Locate each line below that includes "TypeScript" and reproduce it.

[START Extracted records]

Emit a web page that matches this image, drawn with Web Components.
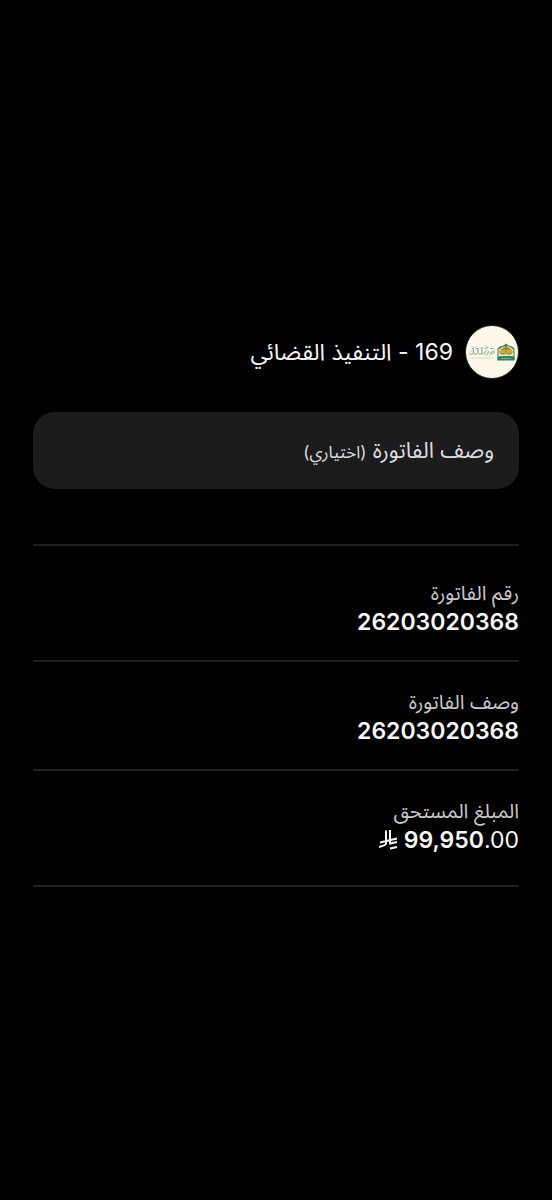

[END Extracted records]
[START Extracted records]

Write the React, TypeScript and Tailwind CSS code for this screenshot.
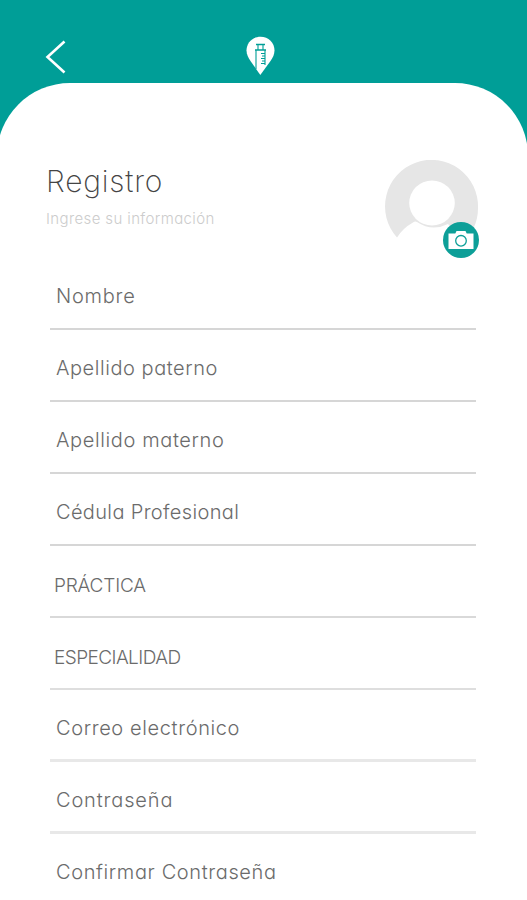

[END Extracted records]
[START Extracted records]

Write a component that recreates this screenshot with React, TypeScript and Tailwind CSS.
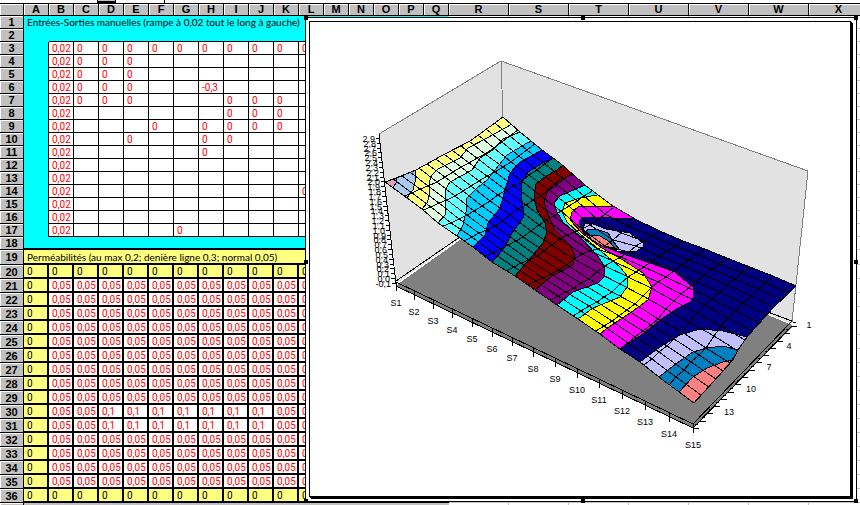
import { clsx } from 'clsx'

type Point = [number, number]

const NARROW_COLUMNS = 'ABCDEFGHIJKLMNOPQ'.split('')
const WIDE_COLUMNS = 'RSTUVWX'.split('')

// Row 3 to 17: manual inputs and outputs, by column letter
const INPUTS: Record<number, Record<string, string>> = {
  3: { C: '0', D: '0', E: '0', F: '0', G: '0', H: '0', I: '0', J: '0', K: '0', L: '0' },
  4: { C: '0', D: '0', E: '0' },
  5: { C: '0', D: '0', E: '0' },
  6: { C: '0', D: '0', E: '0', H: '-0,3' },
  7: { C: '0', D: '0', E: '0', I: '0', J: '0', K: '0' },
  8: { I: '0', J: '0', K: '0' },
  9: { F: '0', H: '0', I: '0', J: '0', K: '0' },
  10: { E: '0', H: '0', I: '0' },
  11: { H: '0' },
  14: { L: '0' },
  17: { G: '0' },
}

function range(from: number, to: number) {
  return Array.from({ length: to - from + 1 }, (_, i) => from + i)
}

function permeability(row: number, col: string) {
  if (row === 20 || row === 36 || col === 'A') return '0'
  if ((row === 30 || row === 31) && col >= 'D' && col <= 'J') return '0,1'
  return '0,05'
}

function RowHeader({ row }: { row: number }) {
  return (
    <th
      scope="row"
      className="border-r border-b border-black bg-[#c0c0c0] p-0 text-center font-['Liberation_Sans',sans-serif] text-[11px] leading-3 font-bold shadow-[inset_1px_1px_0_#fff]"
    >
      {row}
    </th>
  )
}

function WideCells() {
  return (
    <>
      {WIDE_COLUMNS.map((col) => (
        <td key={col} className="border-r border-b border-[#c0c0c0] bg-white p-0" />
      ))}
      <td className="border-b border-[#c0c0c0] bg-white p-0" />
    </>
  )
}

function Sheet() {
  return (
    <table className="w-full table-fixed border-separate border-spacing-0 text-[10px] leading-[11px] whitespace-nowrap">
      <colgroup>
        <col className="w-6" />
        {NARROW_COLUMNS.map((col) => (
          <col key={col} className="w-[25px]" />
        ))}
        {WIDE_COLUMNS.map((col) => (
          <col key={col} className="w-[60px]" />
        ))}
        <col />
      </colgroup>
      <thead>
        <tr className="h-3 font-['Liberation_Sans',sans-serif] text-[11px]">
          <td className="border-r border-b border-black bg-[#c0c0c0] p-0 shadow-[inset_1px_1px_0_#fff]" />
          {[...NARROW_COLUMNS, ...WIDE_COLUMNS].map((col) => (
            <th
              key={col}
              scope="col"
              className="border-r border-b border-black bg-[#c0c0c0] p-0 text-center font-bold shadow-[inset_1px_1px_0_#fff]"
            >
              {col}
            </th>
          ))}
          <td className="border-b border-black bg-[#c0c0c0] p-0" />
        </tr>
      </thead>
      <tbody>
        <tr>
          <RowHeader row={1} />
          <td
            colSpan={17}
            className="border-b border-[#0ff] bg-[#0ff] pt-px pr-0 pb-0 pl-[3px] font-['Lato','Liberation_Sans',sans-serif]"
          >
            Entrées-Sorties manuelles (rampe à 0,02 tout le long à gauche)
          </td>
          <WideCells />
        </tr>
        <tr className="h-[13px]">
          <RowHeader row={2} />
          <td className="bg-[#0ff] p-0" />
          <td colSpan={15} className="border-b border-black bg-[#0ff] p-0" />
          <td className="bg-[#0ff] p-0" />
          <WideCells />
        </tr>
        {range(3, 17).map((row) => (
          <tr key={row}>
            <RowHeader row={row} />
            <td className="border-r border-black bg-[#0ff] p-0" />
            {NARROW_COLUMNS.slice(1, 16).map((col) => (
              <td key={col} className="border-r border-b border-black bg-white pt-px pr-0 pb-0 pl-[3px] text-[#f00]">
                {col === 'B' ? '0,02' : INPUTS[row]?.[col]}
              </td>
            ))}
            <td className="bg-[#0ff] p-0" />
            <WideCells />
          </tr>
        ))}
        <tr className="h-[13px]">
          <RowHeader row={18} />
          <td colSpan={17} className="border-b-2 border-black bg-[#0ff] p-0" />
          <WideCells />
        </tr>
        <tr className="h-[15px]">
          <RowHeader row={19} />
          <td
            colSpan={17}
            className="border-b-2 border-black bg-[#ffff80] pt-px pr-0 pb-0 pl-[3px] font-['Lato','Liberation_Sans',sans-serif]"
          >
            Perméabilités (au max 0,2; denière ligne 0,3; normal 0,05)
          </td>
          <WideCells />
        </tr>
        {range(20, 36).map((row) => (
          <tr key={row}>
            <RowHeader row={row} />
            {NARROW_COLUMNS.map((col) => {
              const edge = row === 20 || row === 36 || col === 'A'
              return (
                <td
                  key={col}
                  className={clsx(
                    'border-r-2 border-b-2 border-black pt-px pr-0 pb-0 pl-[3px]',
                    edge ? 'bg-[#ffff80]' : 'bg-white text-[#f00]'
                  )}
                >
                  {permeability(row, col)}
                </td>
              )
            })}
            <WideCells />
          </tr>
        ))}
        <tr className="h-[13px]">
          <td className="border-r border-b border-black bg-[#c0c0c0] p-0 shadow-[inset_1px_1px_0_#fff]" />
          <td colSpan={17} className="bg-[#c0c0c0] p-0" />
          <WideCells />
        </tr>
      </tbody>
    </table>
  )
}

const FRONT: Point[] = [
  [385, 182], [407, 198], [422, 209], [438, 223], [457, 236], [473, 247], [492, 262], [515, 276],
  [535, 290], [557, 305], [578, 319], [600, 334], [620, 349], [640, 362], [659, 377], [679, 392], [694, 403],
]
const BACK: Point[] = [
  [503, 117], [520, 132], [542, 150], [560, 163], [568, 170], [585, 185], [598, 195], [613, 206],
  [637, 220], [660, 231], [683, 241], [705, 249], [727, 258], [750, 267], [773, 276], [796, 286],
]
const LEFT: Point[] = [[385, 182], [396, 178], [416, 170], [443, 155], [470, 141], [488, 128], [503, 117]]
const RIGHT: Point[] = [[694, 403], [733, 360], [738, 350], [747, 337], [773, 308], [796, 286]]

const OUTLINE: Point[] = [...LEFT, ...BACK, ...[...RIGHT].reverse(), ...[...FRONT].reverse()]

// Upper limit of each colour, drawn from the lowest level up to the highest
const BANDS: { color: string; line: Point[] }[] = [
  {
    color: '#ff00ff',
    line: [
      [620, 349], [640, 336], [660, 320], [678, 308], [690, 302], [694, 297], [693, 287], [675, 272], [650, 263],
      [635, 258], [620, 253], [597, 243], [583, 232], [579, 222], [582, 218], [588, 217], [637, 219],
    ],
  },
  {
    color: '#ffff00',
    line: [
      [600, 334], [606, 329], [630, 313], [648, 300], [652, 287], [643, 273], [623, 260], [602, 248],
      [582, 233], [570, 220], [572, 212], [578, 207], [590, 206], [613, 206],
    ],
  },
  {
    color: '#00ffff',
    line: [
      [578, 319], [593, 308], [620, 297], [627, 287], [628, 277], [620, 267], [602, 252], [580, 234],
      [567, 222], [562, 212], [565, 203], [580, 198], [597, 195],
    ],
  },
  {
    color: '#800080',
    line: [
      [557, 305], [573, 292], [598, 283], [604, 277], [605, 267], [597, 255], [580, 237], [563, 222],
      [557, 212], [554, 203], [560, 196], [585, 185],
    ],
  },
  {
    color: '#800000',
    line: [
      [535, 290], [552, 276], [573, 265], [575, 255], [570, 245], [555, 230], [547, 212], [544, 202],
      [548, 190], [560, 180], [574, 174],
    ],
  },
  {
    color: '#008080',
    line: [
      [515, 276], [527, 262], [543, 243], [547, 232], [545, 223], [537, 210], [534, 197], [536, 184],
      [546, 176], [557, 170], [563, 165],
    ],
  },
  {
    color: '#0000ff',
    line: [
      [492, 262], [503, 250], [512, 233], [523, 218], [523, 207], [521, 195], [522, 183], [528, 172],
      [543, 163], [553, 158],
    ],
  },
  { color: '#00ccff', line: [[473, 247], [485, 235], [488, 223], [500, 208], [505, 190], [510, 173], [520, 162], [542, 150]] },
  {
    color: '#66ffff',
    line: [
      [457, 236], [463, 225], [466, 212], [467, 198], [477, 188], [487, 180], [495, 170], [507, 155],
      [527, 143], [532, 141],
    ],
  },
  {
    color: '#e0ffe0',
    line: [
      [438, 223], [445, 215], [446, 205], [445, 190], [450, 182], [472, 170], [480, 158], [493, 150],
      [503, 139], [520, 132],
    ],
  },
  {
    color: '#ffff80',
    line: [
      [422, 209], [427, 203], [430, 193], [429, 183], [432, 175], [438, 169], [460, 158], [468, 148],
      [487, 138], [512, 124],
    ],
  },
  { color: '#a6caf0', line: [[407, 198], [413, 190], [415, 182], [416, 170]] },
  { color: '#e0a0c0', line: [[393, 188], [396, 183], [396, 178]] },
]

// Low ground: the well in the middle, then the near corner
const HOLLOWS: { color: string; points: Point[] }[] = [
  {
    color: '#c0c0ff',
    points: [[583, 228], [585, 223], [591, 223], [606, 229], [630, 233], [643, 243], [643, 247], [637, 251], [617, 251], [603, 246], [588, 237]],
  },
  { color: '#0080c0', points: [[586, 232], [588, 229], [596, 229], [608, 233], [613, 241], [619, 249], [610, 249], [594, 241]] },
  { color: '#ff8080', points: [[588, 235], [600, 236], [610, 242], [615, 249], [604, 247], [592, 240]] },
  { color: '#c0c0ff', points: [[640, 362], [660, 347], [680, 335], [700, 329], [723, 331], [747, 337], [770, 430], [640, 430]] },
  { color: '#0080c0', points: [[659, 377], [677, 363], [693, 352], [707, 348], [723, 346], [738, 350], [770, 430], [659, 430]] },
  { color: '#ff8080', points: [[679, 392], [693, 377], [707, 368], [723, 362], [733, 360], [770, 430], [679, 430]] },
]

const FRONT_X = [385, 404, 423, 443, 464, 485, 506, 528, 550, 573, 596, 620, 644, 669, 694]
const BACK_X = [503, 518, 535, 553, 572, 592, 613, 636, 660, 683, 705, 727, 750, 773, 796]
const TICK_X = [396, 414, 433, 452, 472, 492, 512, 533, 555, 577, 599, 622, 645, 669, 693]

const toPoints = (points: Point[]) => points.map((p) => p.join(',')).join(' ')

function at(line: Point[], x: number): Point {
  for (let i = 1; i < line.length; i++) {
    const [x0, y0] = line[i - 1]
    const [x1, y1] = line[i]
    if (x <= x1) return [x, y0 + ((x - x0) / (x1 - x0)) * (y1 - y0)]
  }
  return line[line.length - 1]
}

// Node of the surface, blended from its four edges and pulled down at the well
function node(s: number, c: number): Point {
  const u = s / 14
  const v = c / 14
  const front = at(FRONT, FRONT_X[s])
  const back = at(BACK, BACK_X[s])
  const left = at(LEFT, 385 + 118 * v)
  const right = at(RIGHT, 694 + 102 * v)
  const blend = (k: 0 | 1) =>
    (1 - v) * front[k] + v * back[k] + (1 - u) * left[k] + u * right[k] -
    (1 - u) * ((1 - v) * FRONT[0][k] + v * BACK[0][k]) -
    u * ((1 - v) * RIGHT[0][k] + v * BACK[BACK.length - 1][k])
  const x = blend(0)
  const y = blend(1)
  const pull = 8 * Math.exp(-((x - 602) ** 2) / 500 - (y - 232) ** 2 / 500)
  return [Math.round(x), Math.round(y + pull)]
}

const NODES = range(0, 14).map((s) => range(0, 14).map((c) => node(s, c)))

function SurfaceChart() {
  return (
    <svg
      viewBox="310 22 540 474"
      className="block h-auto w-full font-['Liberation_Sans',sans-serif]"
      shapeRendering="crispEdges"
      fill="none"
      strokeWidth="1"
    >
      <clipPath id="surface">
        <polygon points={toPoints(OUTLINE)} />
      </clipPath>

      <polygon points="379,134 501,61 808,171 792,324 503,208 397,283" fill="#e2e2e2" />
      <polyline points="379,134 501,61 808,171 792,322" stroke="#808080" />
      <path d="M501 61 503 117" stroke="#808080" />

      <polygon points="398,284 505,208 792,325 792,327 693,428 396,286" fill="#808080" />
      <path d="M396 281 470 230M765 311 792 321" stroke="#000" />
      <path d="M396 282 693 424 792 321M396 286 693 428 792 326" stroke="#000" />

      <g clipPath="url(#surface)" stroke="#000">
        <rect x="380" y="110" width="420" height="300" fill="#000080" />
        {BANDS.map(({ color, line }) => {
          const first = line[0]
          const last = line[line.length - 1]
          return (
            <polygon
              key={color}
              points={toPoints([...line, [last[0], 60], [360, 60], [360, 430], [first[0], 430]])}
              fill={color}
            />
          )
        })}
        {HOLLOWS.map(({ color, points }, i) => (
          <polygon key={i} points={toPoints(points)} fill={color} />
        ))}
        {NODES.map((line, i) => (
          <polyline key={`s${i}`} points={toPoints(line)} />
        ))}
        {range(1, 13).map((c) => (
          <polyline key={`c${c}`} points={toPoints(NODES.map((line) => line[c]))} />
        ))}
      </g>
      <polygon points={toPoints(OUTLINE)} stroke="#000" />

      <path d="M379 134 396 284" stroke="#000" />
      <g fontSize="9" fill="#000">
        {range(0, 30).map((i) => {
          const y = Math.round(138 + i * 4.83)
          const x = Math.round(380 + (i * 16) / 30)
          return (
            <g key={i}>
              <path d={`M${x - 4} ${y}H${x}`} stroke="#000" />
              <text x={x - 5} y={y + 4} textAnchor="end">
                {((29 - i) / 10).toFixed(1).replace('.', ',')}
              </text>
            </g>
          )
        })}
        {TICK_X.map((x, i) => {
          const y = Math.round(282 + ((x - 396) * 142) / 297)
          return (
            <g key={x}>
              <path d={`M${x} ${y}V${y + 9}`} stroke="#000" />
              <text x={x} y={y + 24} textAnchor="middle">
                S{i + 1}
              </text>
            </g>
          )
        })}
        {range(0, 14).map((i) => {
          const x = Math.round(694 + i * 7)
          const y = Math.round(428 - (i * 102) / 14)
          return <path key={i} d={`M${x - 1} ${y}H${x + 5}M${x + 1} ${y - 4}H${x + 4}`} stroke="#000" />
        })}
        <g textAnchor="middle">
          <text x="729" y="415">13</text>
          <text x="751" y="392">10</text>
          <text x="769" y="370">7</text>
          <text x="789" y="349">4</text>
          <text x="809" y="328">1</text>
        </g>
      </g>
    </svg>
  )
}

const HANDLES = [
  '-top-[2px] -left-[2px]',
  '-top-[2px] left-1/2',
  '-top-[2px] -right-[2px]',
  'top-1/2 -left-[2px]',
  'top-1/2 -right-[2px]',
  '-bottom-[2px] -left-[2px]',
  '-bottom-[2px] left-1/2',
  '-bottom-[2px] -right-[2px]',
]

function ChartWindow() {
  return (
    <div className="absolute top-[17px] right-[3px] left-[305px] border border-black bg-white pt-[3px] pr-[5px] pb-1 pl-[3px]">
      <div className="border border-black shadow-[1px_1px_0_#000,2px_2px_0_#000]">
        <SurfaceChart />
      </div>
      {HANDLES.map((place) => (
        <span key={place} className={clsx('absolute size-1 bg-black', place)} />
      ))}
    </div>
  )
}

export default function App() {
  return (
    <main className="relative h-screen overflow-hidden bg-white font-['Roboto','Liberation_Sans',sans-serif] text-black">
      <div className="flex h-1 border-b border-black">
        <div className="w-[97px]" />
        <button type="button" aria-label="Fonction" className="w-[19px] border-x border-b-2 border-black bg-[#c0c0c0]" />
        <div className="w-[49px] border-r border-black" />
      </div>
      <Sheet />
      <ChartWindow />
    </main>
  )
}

[END Extracted records]

■ Exercise response ■
Write the React, TypeScript and Tailwind CSS code for this screenshot.
Write a component that recreates this screenshot with React, TypeScript and Tailwind CSS.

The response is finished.